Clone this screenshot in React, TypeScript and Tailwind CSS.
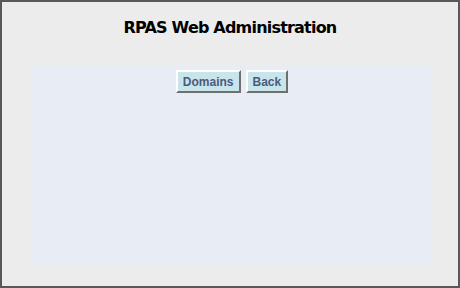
const App = () => {
  return (
    <div className="w-[460px] h-[288px] border-2 border-[#585858] bg-[#ececec] flex flex-col items-center font-[family-name:'DejaVu_Sans',sans-serif]">
      <h1 className="mt-[16px] text-[16px] leading-[19px] font-bold tracking-[-0.8px] text-black">
        RPAS Web Administration
      </h1>
      <div className="mt-[28px] ml-[30px] self-start w-[400px] h-[199px] bg-[#e8edf5] flex justify-center gap-[5px] pt-[5px]">
        {["Domains", "Back"].map((label) => (
          <button
            key={label}
            className="h-[23px] px-[5px] bg-[#c8e5ec] border-2 border-t-white border-l-white border-b-[#6f6f6f] border-r-[#6f6f6f] text-[12px] font-bold text-[#4b5a7e] font-[family-name:'Liberation_Sans',Arial,sans-serif]"
          >
            {label}
          </button>
        ))}
      </div>
    </div>
  )
}

export default App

* WHAT TO WORK ON:
Print out the whole of the material word for word, without pictures.

* RESULT OF THE EXERCISE:
Clone this screenshot in React, TypeScript and Tailwind CSS.
const App = () => {
  return (
    <div className="w-[460px] h-[288px] border-2 border-[#585858] bg-[#ececec] flex flex-col items-center font-[family-name:'DejaVu_Sans',sans-serif]">
      <h1 className="mt-[16px] text-[16px] leading-[19px] font-bold tracking-[-0.8px] text-black">
        RPAS Web Administration
      </h1>
      <div className="mt-[28px] ml-[30px] self-start w-[400px] h-[199px] bg-[#e8edf5] flex justify-center gap-[5px] pt-[5px]">
        {["Domains", "Back"].map((label) => (
          <button
            key={label}
            className="h-[23px] px-[5px] bg-[#c8e5ec] border-2 border-t-white border-l-white border-b-[#6f6f6f] border-r-[#6f6f6f] text-[12px] font-bold text-[#4b5a7e] font-[family-name:'Liberation_Sans',Arial,sans-serif]"
          >
            {label}
          </button>
        ))}
      </div>
    </div>
  )
}

export default App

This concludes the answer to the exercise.